YYYY-MM-DDTHH24:MI:SS.NNNNNNNNNZ
With that format one can keep a deeper knowledge of timezone, of precision, of human readability (and JSON.org does say that JSON is easy for humans to read).
Content Types
Whilst it may be pragmatic to not plumb the depths of custom content types they should at least be mentioned and made compulsory even if they aren't typed to a detailed level of specificity. Content Type: application/json is fine, so long as it's used and paid attention to.
Capabilities
HATEOAS and meta-data... I like to encourage developers to explore what's possible in the API by showing them the actions that they can do on an item, and their permissions. As in... if they can update something, show them how by telling them the URL. The API should ideally not lead a developer to an action that they couldn't perform.
Minor Points
I generally prefer to restrict the possible HTTP status codes and publishing that list so that a developer implementing against the API can build a generic wrapper, know what to expect and take care of handling it. Which means, sometimes I will generalise a response rather than using a status code in one place and one place only.
I'm not so sure on using verbs for special actions like search, 'q' is a well understood part of the 'query string', and I'd make that just an optional parameter on the pluralised collection URL. But... perhaps that's just a bad example.
> 1) You're exposing some internal logic or data structure of the system in the resource
Not following. What internal logic or data structure?
> 2) You're removing information on time zone
This is [almost] always a good thing.
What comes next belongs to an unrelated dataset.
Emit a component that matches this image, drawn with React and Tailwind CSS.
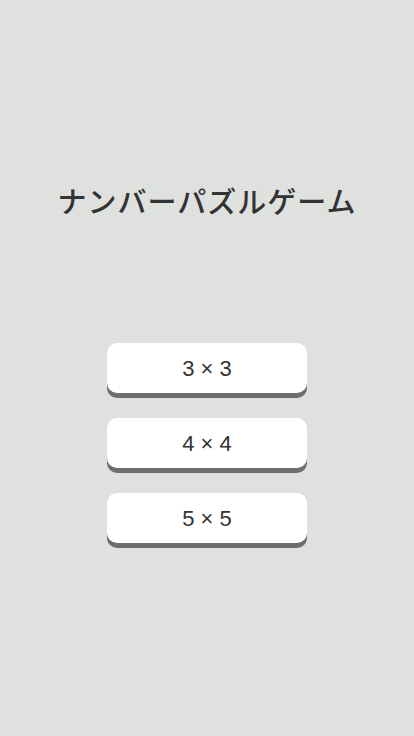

Obviously there's personal preference involved here, but I've never seen a system where storing the TZ turned out to be a good idea (not that I've seen all that many systems).
> This is [almost] always a good thing. Obviously there's personal preference involved here, but I've never seen a system where storing the TZ turned out to be a good idea (not that I've seen all that many systems).
Assuming that time is important, perhaps Google Calendar is a good example of timezones and datetimes as strings:
I guess it depends on what you're doing with the data... if it's just "created" then it matters less. But if you're dealing with storing an event in time, it usually occurs in a place that has timezone data... boarding a plane in one timezone and landing in another, a meeting where attendees dial-in from multiple timezones and you need to alert them all at the right time and visually indicate that.
Timezones aren't trivial, and the system might store UTC under the hood, but throwing them out universally and trusting every client to get it right seems less of a good idea than handling them and taking care of that on the API side.
It looks to me like you can set what TZ you want to retrieve dates in when performing queries, with the default being the TZ associated with the calender; this is substantially different than simply returning times with whatever arbitrary TZ was used when creating the record.
Any process that involves date/times and doesn't involve date/times being stored and processed as UTC dates is the wrong solution. As the final step on the presentation layer you can convert them into whatever wacky TZ you want but passing dates back and forward to the server in non-UTC format is fast track to Insanityland
But I would go further and suggest that whether to show those shouldn't just be based on what the API can do, but what the client (and perhaps user controlling the client) can do.
As in... if they can read but not create, then show the "self" link but not the "newcomment" link.
Thus we're not just saying "our API has these endpoints", we're saying "you can do this".
> With REST, the URL for a resource never changes.
I could have an endpoint example.com/users become example.com/subsite/users. It is precisely because the URL might change that you want to give the client URLs to the next possible actions.
First, yes, you could change your "endpoint" URL, but that's not the reason for providing URLs in HATEOAS (just for the record, I hate(oas) that acronym).
You see, REST is different from most other Web services because it doesn't provide access to actions, but to resources. It can be compared to the good old SQL database -- and a resource's URL is the way to uniquely identify that resource, just like in a RDB you would have a combination of a table and a unique identifier.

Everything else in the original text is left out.